Mother Teresa said, “If we have no peace, it is because we have forgotten that we belong to each other.”  Forgotten.  Perhaps we are born knowing, and we spend a lifetime forgetting.

I’m sure someone with a degree in child development or some related psychology field can explain to me why what I saw was just a toddler tantrum; unfortunately I can’t hear you, I’m too busy listening to a child and making a pledge to be less concerned with why those I care about are upset, and more focused on being present with them when they are.

(The beautiful image used in this post is from Children: The World Affairs Blog Network and the entire post can be viewed at http://children.foreignpolicyblogs.com/page/81/.)

The Creativity Crisis, or Where Have All the Grown Ups Gone?

Newsweek magazine has a great piece out right now on The Creativity Crisis.  It makes many excellent observations that go beyond the scope of this post, but one particular concept keeps hovering in my mind, and I wonder if anyone else ever thinks about this kind of thing: Is it possible we aren’t really growing up at the same rate we used to?  Could it be that even as technical adults we are parenting with an adolescent mentality that is smothering our kids’ capacity to develop their creativity?  Children model what we do, not what we say.

Getting older doesn't always mean getting wiser.

“The accepted definition of creativity is production of something original and useful, and that’s what’s reflected in the tests. There is never one right answer. To be creative requires divergent thinking (generating many unique ideas) and then convergent thinking (combining those ideas into the best result).”

The article talks about how children today are scoring lower on creativity tests, and ponders if too much TV time is to blame.  Surely our lock-step consumer culture that feeds conformity and insecurity to children must play a role, but I think who’s spoon feeding that culture might, uncomfortably, be a bit closer to home.  A lot closer.

“Kim found creativity scores had been steadily rising, just like IQ scores, until 1990. Since then, creativity scores have consistently inched downward. ‘It’s very clear, and the decrease is very significant,’ Kim says. It is the scores of younger children in America—from kindergarten through sixth grade—for whom the decline is ‘most serious.'”

I am very frustrated by my own experience with a negative environment around divergent thinking in some of my adult peer groups.  These are not necessarily my friends, but sometimes they are.  And oddly I think I could also track the beginning of the end of comfortable disagreements between social friends and colleagues back to about 1990, the year the creativity tests started showing significant declines in our children’s abilities to think like innovators, inventers, and problem-solvers.
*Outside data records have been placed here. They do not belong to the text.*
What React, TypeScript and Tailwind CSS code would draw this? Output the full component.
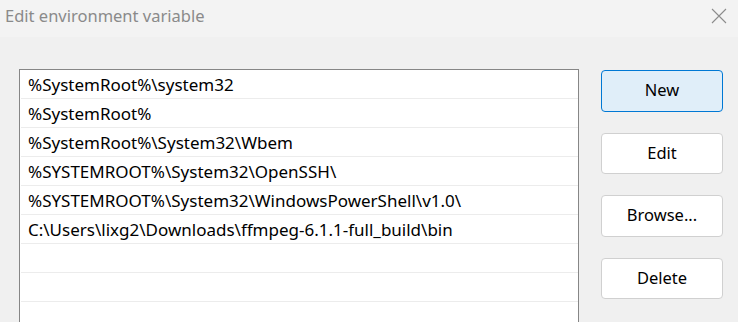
import React from "react";

const rows = [
  "%SystemRoot%\\system32",
  "%SystemRoot%",
  "%SystemRoot%\\System32\\Wbem",
  "%SYSTEMROOT%\\System32\\OpenSSH\\",
  "%SYSTEMROOT%\\System32\\WindowsPowerShell\\v1.0\\",
  "C:\\Users\\lixg2\\Downloads\\ffmpeg-6.1.1-full_build\\bin",
  "",
  "",
  "",
];

const buttons = ["New", "Edit", "Browse...", "Delete"];

export default function App() {
  return (
    <div
      className="w-[738px] h-[322px] overflow-hidden bg-[#f0f0f0] flex flex-col"
      style={{ fontFamily: '"Noto Sans", "Open Sans", sans-serif' }}
    >
      <div className="h-[37px] shrink-0 bg-[#f3f3f3] flex items-center justify-between pl-[5px] pr-[11px]">
        <span className="text-[16.5px] text-[#8a8a8a] leading-none -mt-[4px]">Edit environment variable</span>
        <svg width="16" height="16" viewBox="0 0 16 16" className="-mt-[6px]">
          <path d="M1 1 L15 15 M15 1 L1 15" stroke="#8c8c8c" strokeWidth="1.1" fill="none" />
        </svg>
      </div>
      <div className="flex flex-1 pt-[32px] pl-[19px]">
        <div className="w-[560px] h-[300px] shrink-0 bg-white border border-[#868686] border-b-0 pl-px">
          {rows.map((r, i) => (
            <div
              key={i}
              className="h-[29px] border-b border-[#ececec] flex items-center pl-[7px] pt-px text-[17px] text-black whitespace-nowrap"
            >
              {r}
            </div>
          ))}
        </div>
        <div className="flex flex-col gap-[21px] ml-[22px] mt-px">
          {buttons.map((b, i) => (
            <button
              key={b}
              className={
                i === 0
                  ? "w-[122px] h-[41.5px] rounded-[4px] border border-[#0078d4] bg-[#e0eef9] text-[16.5px] text-black"
                  : "w-[122px] h-[41.5px] rounded-[4px] border border-[#d0d0d0] bg-white text-[16.5px] text-black"
              }
            >
              {b}
            </button>
          ))}
        </div>
      </div>
    </div>
  );
}
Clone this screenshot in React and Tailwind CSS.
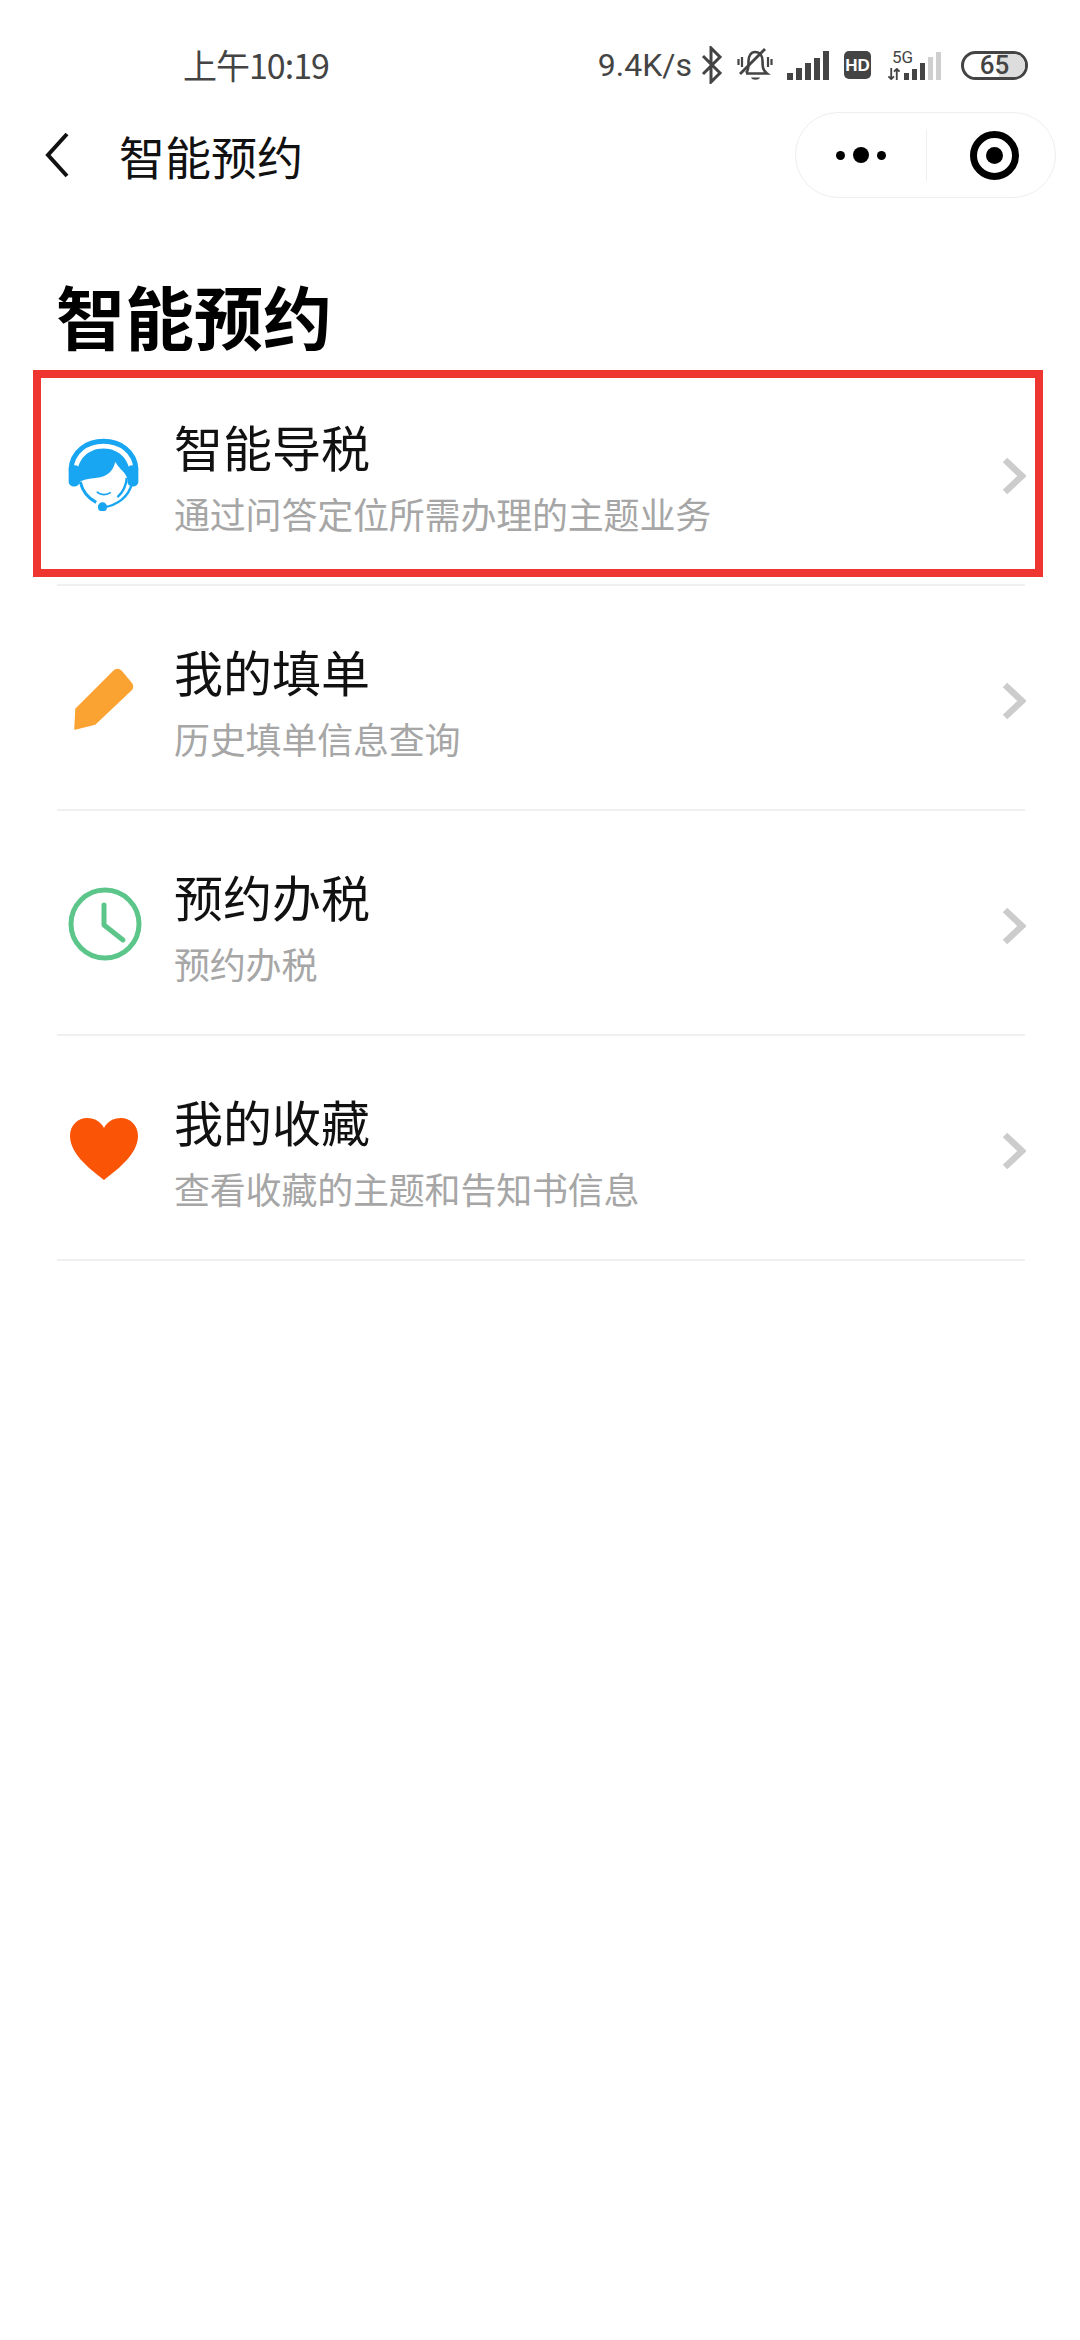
const cjk = { fontFamily: '"Noto Sans CJK SC", "Noto Sans", sans-serif' };

function Bluetooth() {
  return (
    <svg width="22" height="38" viewBox="0 0 22 38" fill="none" stroke="#444" strokeWidth="3" strokeLinejoin="miter">
      <path d="M2 10 L19 27 L10 36 V2 L19 11 L2 28" />
    </svg>
  );
}

function Bell() {
  return (
    <svg width="36" height="34" viewBox="0 0 36 34" fill="none" stroke="#444" strokeWidth="2.6">
      <path d="M9 25 C12 22 11.5 16 11.5 13 C11.5 8 14 4 18 4 C23 4 25.5 8 25.5 13 C25.5 18 25.5 22 30 25.5 L9 25.5" />
      <path d="M3 26 L28 1" strokeWidth="2.8" />
      <path d="M14 29.5 H23 C22 32.5 15 32.5 14 29.5 Z" fill="#444" stroke="none" />
      <path d="M5 9 V19 M1.5 11 V17 M31 9 V19 M34.5 11 V17" strokeWidth="2.2" />
    </svg>
  );
}

function Signal() {
  const heights = [7, 12, 17, 22, 29];
  return (
    <div className="flex items-end gap-[3px] h-[29px]">
      {heights.map((h, i) => (
        <div key={i} style={{ height: h }} className="w-[6px] bg-[#444444]" />
      ))}
    </div>
  );
}

function Signal5G() {
  const heights = [7, 11, 17, 23, 28];
  return (
    <div className="flex items-end gap-[3px]">
      {heights.map((h, i) => (
        <div key={i} style={{ height: h, background: i > 2 ? '#cfcfcf' : '#444444' }} className="w-[5px]" />
      ))}
    </div>
  );
}

function HeadsetIcon() {
  return (
    <svg width="73" height="73" viewBox="40 40 220 220" fill="none">
      <path d="M52 135 C55 80 100 50 150 50 C200 50 245 80 248 135" stroke="#18a6f2" strokeWidth="15" />
      <rect x="45" y="122" width="33" height="64" rx="14" fill="#18a6f2" />
      <rect x="222" y="122" width="33" height="64" rx="14" fill="#18a6f2" />
      <path d="M72 178 C60 112 100 72 150 72 C200 72 240 112 228 178 C222 156 212 142 202 134 C195 126 190 118 185 112 C180 140 160 156 130 160 C105 164 85 164 72 178 Z" fill="#18a6f2" />
      <path d="M80 172 C86 198 102 220 128 234" stroke="#18a6f2" strokeWidth="9" />
      <path d="M220 160 C218 186 206 206 192 218" stroke="#18a6f2" strokeWidth="7" />
      <path d="M236 176 C226 218 192 242 150 249" stroke="#18a6f2" strokeWidth="7" />
      <path d="M130 202 C140 213 160 213 172 204" stroke="#18a6f2" strokeWidth="5" />
      <circle cx="147" cy="248" r="14" fill="#18a6f2" />
    </svg>
  );
}

function PencilIcon() {
  return (
    <svg width="62" height="65" viewBox="20 15 62 65">
      <path d="M24 57 L62 19 C64 17 67 17 69 19 L79 31 C81 33 81 36 79 38 L43 72 L23 77 Z" fill="#fba332" stroke="#fba332" strokeWidth="1.5" strokeLinejoin="round" />
    </svg>
  );
}

function ClockIcon() {
  return (
    <svg width="76" height="76" viewBox="0 0 76 76" fill="none" stroke="#5cc68a" className="ml-[3px]">
      <circle cx="38" cy="38" r="34" strokeWidth="5" />
      <path d="M37 19 V39 L56 54" strokeWidth="5" strokeLinecap="round" strokeLinejoin="round" />
    </svg>
  );
}

function HeartIcon() {
  return (
    <svg width="70" height="64" viewBox="0 0 70 64" className="ml-[1px]">
      <path d="M35 63 C24 54 1 38 1 19 C1 8 9 1 18 1 C26 1 32 5 35 11 C38 5 44 1 52 1 C61 1 69 8 69 19 C69 38 46 54 35 63 Z" fill="#fa5507" />
    </svg>
  );
}

function Chevron() {
  return (
    <svg width="24" height="38" viewBox="0 0 24 38" fill="none" stroke="#cccccc" strokeWidth="6.5">
      <path d="M3 3 L20 19 L3 35" />
    </svg>
  );
}

const rows = [
  { icon: <HeadsetIcon />, title: '智能导税', sub: '通过问答定位所需办理的主题业务' },
  { icon: <PencilIcon />, title: '我的填单', sub: '历史填单信息查询' },
  { icon: <ClockIcon />, title: '预约办税', sub: '预约办税' },
  { icon: <HeartIcon />, title: '我的收藏', sub: '查看收藏的主题和告知书信息' },
];

export default function App() {
  return (
    <div className="relative w-[1080px] h-[2340px] bg-white overflow-hidden" style={cjk}>
      {/* status bar */}
      <div className="flex items-center h-[50px] mt-[40px] pl-[183px] pr-[52px] text-[#444444]">
        <span className="text-[34px] leading-none tracking-[-1px]">上午10:19</span>
        <span className="ml-auto text-[32px] leading-none" style={{ fontFamily: 'Roboto, sans-serif' }}>9.4K/s</span>
        <div className="ml-[9px] flex items-center"><Bluetooth /></div>
        <div className="ml-[14px] flex items-center"><Bell /></div>
        <div className="ml-[14px]"><Signal /></div>
        <div className="ml-[15px] w-[27px] h-[28px] rounded-[5px] bg-[#444444] text-white flex items-center justify-center text-[17px] font-bold leading-none" style={{ fontFamily: '"Liberation Sans", sans-serif' }}>HD</div>
        <div className="ml-[17px] relative w-[57px] h-[29px] flex items-end">
          <span className="absolute left-[4px] -top-[2px] text-[17px] leading-none" style={{ fontFamily: 'Roboto, sans-serif' }}>5G</span>
          <svg width="12" height="12" viewBox="0 0 12 13" stroke="#444" strokeWidth="2" fill="none">
            <path d="M3 0 V12 M0 9 L3 12 L6 9 M9 13 V1 M6 4 L9 1 L12 4" />
          </svg>
          <div className="ml-[4px]"><Signal5G /></div>
        </div>
        <div className="ml-[16px] w-[67px] h-[29px] rounded-full border-[3px] border-[#444444] relative flex items-center justify-center overflow-hidden">
          <div className="absolute right-0 top-0 bottom-0 w-[26px] bg-[#dddddd]" />
          <span className="relative text-[26px] font-medium leading-none" style={{ fontFamily: 'Roboto, sans-serif' }}>65</span>
        </div>
      </div>

      {/* nav bar */}
      <div className="flex items-center h-[130px] pl-[45px] pr-[24px]">
        <svg width="24" height="46" viewBox="0 0 24 46" fill="none" stroke="#111" strokeWidth="4">
          <path d="M22 2 L3 23 L22 44" />
        </svg>
        <span className="ml-[50px] text-[46px] leading-none text-[#111111]">智能预约</span>
        <div className="ml-auto w-[261px] h-[86px] rounded-full border border-[#eeeeee] flex items-center">
          <div className="w-[130px] flex items-center justify-center gap-[8px]">
            <div className="w-[9px] h-[9px] rounded-full bg-black" />
            <div className="w-[16px] h-[16px] rounded-full bg-black" />
            <div className="w-[9px] h-[9px] rounded-full bg-black" />
          </div>
          <div className="w-px h-[52px] bg-[#eeeeee]" />
          <div className="flex-1 flex items-center justify-center pl-[6px]">
            <div className="w-[49px] h-[49px] rounded-full border-[7px] border-black flex items-center justify-center">
              <div className="w-[17px] h-[17px] rounded-full bg-black" />
            </div>
          </div>
        </div>
      </div>

      {/* heading */}
      <div className="h-[141px] pl-[56px] pt-[60px]">
        <h1 className="text-[69px] leading-[70px] font-bold text-black">智能预约</h1>
      </div>

      {/* list */}
      <div className="ml-[57px] mr-[55px]">
        {rows.map((r) => (
          <div key={r.title} className="flex items-center h-[225px] border-b-2 border-[#f0f0f0]">
            <div className="w-[118px] -ml-[13px] flex justify-center shrink-0 mt-[3px]">{r.icon}</div>
            <div className="ml-[12px] mt-[5px] flex flex-col">
              <span className="text-[49px] leading-[60px] text-[#111111]">{r.title}</span>
              <span className="mt-[15px] text-[36px] leading-[44px] tracking-[-0.2px] text-[#a6a6a6]">{r.sub}</span>
            </div>
            <div className="ml-auto -mr-[1px] mt-[6px]"><Chevron /></div>
          </div>
        ))}
      </div>

      {/* red annotation box */}
      <div className="absolute left-[33px] top-[370px] w-[1010px] h-[207px] border-[8px] border-[#ee3530]" />
    </div>
  );
}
We used to be able to hash things out, have a drink and move on.  But there is an edge to many conversations now that feels a lot less open and trusting and confident.  I’ve come to identify what I call simply “The Look.”  It’s what I get every now and then when I express too many thoughts or ideas on a subject I thought was open for discussion, and apparently is not.  It could be mountaintop removal, or marriage, or art, or even whether or not this french toast is as good as it used to be.  The Look says you’ve crossed a line.  I am now suspicious of you.  You are saying things that open cans of worms and you really should stop now.  But it’s too late.

Things are never really the same after The Look.

I have an unprovable theory that since as a species we are living longer, we effectively have extended our developmental adolescence.  Growing up takes longer.  Taking on responsibility is delayed.  And in this murky man-child world, we are more insecure than generations before us about openly exploring divergent thinking well into our adult years.  As a group, we are more susceptible to bringing an adolescent mindset to disagreements, and therefore more easily pressured into squashing down the divergent thinking process as soon as it hits a peer pressure wall.  If this is true, it’s wreaking havoc on multiple up and coming generations in ways new and unpleasant, with consequences we have yet to discover fully.

Clearly, there are other dynamics at play.  International anxieties, the economy, the rise of the political far right, and the counter energies of the far left — all come together, then apart, then reconnect over and over again as they have around the world for centuries.  Except this time it’s us.  The good ole U.S. of A.  And it’s a really bad time to be inadvertently raising a generation of conformists who are afraid of the shadows of their own thoughts. 

Let’s have that drink and move on.  I’m buying.